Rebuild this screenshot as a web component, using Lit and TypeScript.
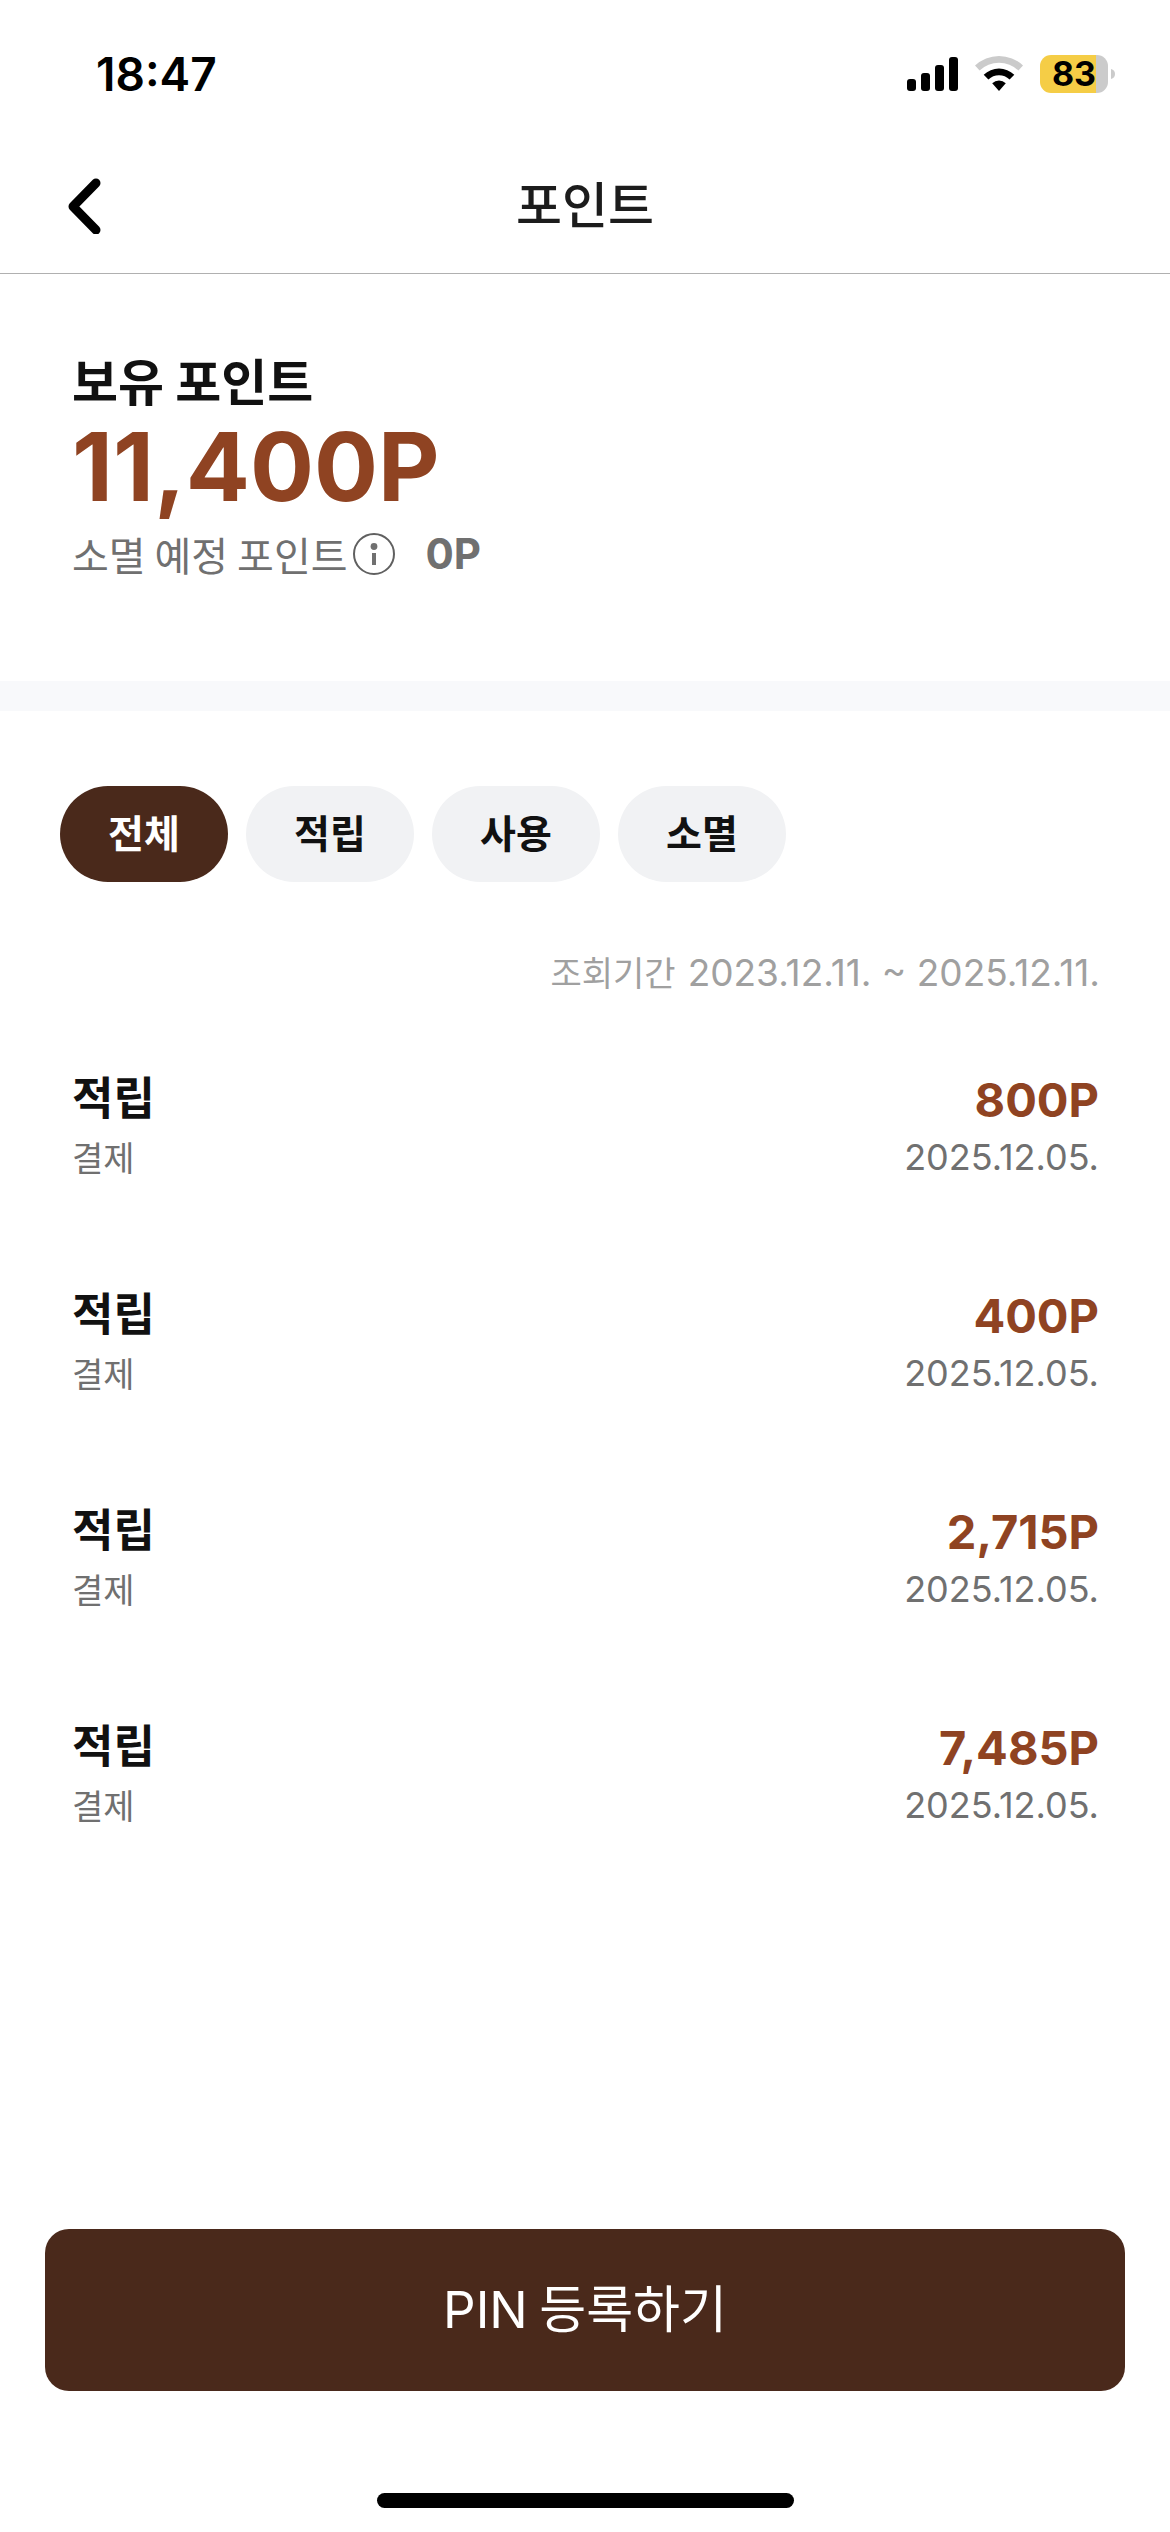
import { LitElement, html, css } from "lit";
import { customElement, state } from "lit/decorators.js";

interface Entry {
  kind: string;
  reason: string;
  amount: string;
  date: string;
}

const FILTERS = ["전체", "적립", "사용", "소멸"];

const ENTRIES: Entry[] = [
  { kind: "적립", reason: "결제", amount: "800P", date: "2025.12.05." },
  { kind: "적립", reason: "결제", amount: "400P", date: "2025.12.05." },
  { kind: "적립", reason: "결제", amount: "2,715P", date: "2025.12.05." },
  { kind: "적립", reason: "결제", amount: "7,485P", date: "2025.12.05." },
];

@customElement("status-bar")
class StatusBar extends LitElement {
  static styles = css`
    :host {
      display: flex;
      align-items: center;
      justify-content: space-between;
      box-sizing: border-box;
      height: 138px;
      padding: 10px 54px 0 96px;
      color: #000;
      font-family: Inter, "Liberation Sans", sans-serif;
    }
    .time {
      font-size: 46px;
      line-height: 56px;
      font-weight: 600;
    }
    .icons {
      display: flex;
      align-items: center;
      gap: 17px;
    }
    .icon {
      display: block;
    }
    .battery {
      display: flex;
      align-items: center;
      gap: 3px;
    }
    .cell {
      display: flex;
      align-items: center;
      justify-content: center;
      width: 68px;
      height: 38px;
      border-radius: 11px;
      background: linear-gradient(to right, #f5cd46 56px, #cbcbcb 56px);
      font-size: 34px;
      line-height: 38px;
      font-weight: 700;
    }
  `;

  render() {
    return html`
      <span class="time">18:47</span>
      <div class="icons">
        <svg class="icon" width="51" height="38" viewBox="0 0 51 38" aria-hidden="true">
          <rect x="0" y="24" width="9" height="12" rx="3" />
          <rect x="14" y="18" width="9" height="18" rx="3" />
          <rect x="28" y="10" width="9" height="26" rx="3" />
          <rect x="42" y="2" width="9" height="34" rx="3" />
        </svg>
        <svg class="icon" width="48" height="38" viewBox="0 0 48 38" aria-hidden="true">
          <path d="M0 10.6 A34.5 34.5 0 0 1 48 10.6 L43.4 15.6 A28 28 0 0 0 4.6 15.6 Z" fill="#cbcbcb" />
          <path d="M8.7 19.8 A22 22 0 0 1 39.3 19.8 L34.6 24.6 A15.4 15.4 0 0 0 13.4 24.6 Z" />
          <path d="M17.2 28.2 A10 10 0 0 1 30.8 28.2 L24 36 Z" />
        </svg>
        <div class="battery">
          <span class="cell">83</span>
          <svg class="icon" width="5" height="12" viewBox="0 0 5 12" aria-hidden="true">
            <path d="M0 1 Q4 2 4 6 Q4 10 0 11 Z" fill="#cbcbcb" />
          </svg>
        </div>
      </div>
    `;
  }
}

@customElement("app-root")
class AppRoot extends LitElement {
  @state() private selected = FILTERS[0];

  static styles = css`
    :host {
      display: flex;
      flex-direction: column;
      min-height: 100vh;
      background: #fff;
      color: #111;
      font-family: "Noto Sans CJK KR", sans-serif;
    }
    button {
      margin: 0;
      padding: 0;
      border: 0;
      background: none;
      color: inherit;
      font: inherit;
      cursor: pointer;
    }
    h1,
    h2,
    p,
    ul {
      margin: 0;
      padding: 0;
    }
    .num {
      font-family: Inter, "Liberation Sans", sans-serif;
    }
    .header {
      display: grid;
      grid-template-columns: 120px 1fr 120px;
      align-items: center;
      box-sizing: border-box;
      height: 136px;
      border-bottom: 1px solid #b0b0b0;
    }
    .back {
      display: flex;
      align-items: center;
      height: 100px;
      padding-left: 66px;
    }
    .header .title {
      padding-bottom: 8px;
      text-align: center;
      font-size: 50px;
      line-height: 72px;
      font-weight: 500;
      color: #1c1c1c;
    }
    .summary {
      padding: 69px 72px 92px;
    }
    .label {
      font-size: 50px;
      line-height: 72px;
      font-weight: 600;
    }
    .total {
      font-size: 95px;
      line-height: 104px;
      font-weight: 700;
      color: #8f4322;
    }
    .expiring {
      display: flex;
      align-items: center;
      font-size: 40px;
      line-height: 70px;
      color: #707070;
    }
    .info {
      display: flex;
      margin-left: 4px;
    }
    .expiring-amount {
      margin-left: 30px;
      font-size: 42px;
      font-weight: 700;
    }
    .band {
      height: 30px;
      background: #f8f9fb;
    }
    .filters {
      display: flex;
      gap: 18px;
      padding: 75px 60px 0;
    }
    .filters .chip {
      box-sizing: border-box;
      min-width: 168px;
      padding: 0 48px 6px;
      border-radius: 48px;
      background: #f1f2f4;
      font-size: 39px;
      line-height: 90px;
      font-weight: 600;
    }
    .filters .chip[aria-pressed="true"] {
      background: #4a291b;
      color: #fff;
    }
    .period {
      display: flex;
      justify-content: flex-end;
      align-items: baseline;
      gap: 12px;
      padding: 64px 70px 0;
      font-size: 34px;
      line-height: 52px;
      color: #a0a0a0;
    }
    .period .num {
      font-size: 37px;
    }
    .entries {
      list-style: none;
      padding: 70px 71px 0 72px;
    }
    .entry {
      display: flex;
      justify-content: space-between;
      height: 216px;
    }
    .side {
      display: flex;
      flex-direction: column;
    }
    .start {
      gap: 8px;
    }
    .end {
      align-items: flex-end;
    }
    .kind {
      font-size: 45px;
      line-height: 54px;
      font-weight: 700;
    }
    .amount {
      font-size: 47px;
      line-height: 62px;
      font-weight: 700;
      color: #8f4322;
    }
    .reason {
      font-size: 34px;
      line-height: 52px;
      color: #707070;
    }
    .date {
      font-size: 36px;
      line-height: 52px;
      color: #707070;
    }
    .footer {
      display: flex;
      flex-direction: column;
      align-items: center;
      margin-top: auto;
      padding: 0 45px 24px;
    }
    .footer .register {
      box-sizing: border-box;
      align-self: stretch;
      height: 162px;
      padding-bottom: 8px;
      border-radius: 24px;
      background: #4a291b;
      color: #fff;
      font-size: 51px;
    }
    .home {
      width: 417px;
      height: 15px;
      margin-top: 102px;
      border-radius: 8px;
      background: #000;
    }
  `;

  private renderEntry(entry: Entry) {
    return html`
      <li class="entry">
        <div class="side start">
          <span class="kind">${entry.kind}</span>
          <span class="reason">${entry.reason}</span>
        </div>
        <div class="side end">
          <span class="amount num">${entry.amount}</span>
          <span class="date num">${entry.date}</span>
        </div>
      </li>
    `;
  }

  render() {
    return html`
      <status-bar></status-bar>
      <header class="header">
        <button class="back" type="button" aria-label="뒤로">
          <svg width="36" height="56" viewBox="0 0 36 56" fill="none" stroke="#000" stroke-width="9" stroke-linecap="round" stroke-linejoin="round" aria-hidden="true">
            <path d="M30 5 L7 28.5 L30 52" />
          </svg>
        </button>
        <h1 class="title">포인트</h1>
      </header>
      <main>
        <section class="summary">
          <h2 class="label">보유 포인트</h2>
          <p class="total num">11,400P</p>
          <p class="expiring">
            <span>소멸 예정 포인트</span>
            <button class="info" type="button" aria-label="안내">
              <svg width="44" height="44" viewBox="0 0 44 44" aria-hidden="true">
                <circle cx="22" cy="22" r="20" fill="none" stroke="#606060" stroke-width="2" />
                <circle cx="22" cy="14.5" r="3.4" fill="#707070" />
                <rect x="20" y="21" width="4" height="12" fill="#707070" />
              </svg>
            </button>
            <span class="expiring-amount num">0P</span>
          </p>
        </section>
        <div class="band"></div>
        <nav class="filters">
          ${FILTERS.map(
            (name) => html`
              <button
                class="chip"
                type="button"
                aria-pressed=${name === this.selected ? "true" : "false"}
                @click=${() => (this.selected = name)}
              >${name}</button>
            `,
          )}
        </nav>
        <p class="period">
          <span>조회기간</span>
          <span class="num">2023.12.11. ~ 2025.12.11.</span>
        </p>
        <ul class="entries">
          ${ENTRIES.map((entry) => this.renderEntry(entry))}
        </ul>
      </main>
      <footer class="footer">
        <button class="register" type="button"><span class="num">PIN</span> 등록하기</button>
        <div class="home"></div>
      </footer>
    `;
  }
}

◆ REQUEST
Filter the data for the string "this" and copy every line that has it.

◆ COMPLETE OUTPUT
Rebuild this screenshot as a web component, using Lit and TypeScript.
                aria-pressed=${name === this.selected ? "true" : "false"}
                @click=${() => (this.selected = name)}
          ${ENTRIES.map((entry) => this.renderEntry(entry))}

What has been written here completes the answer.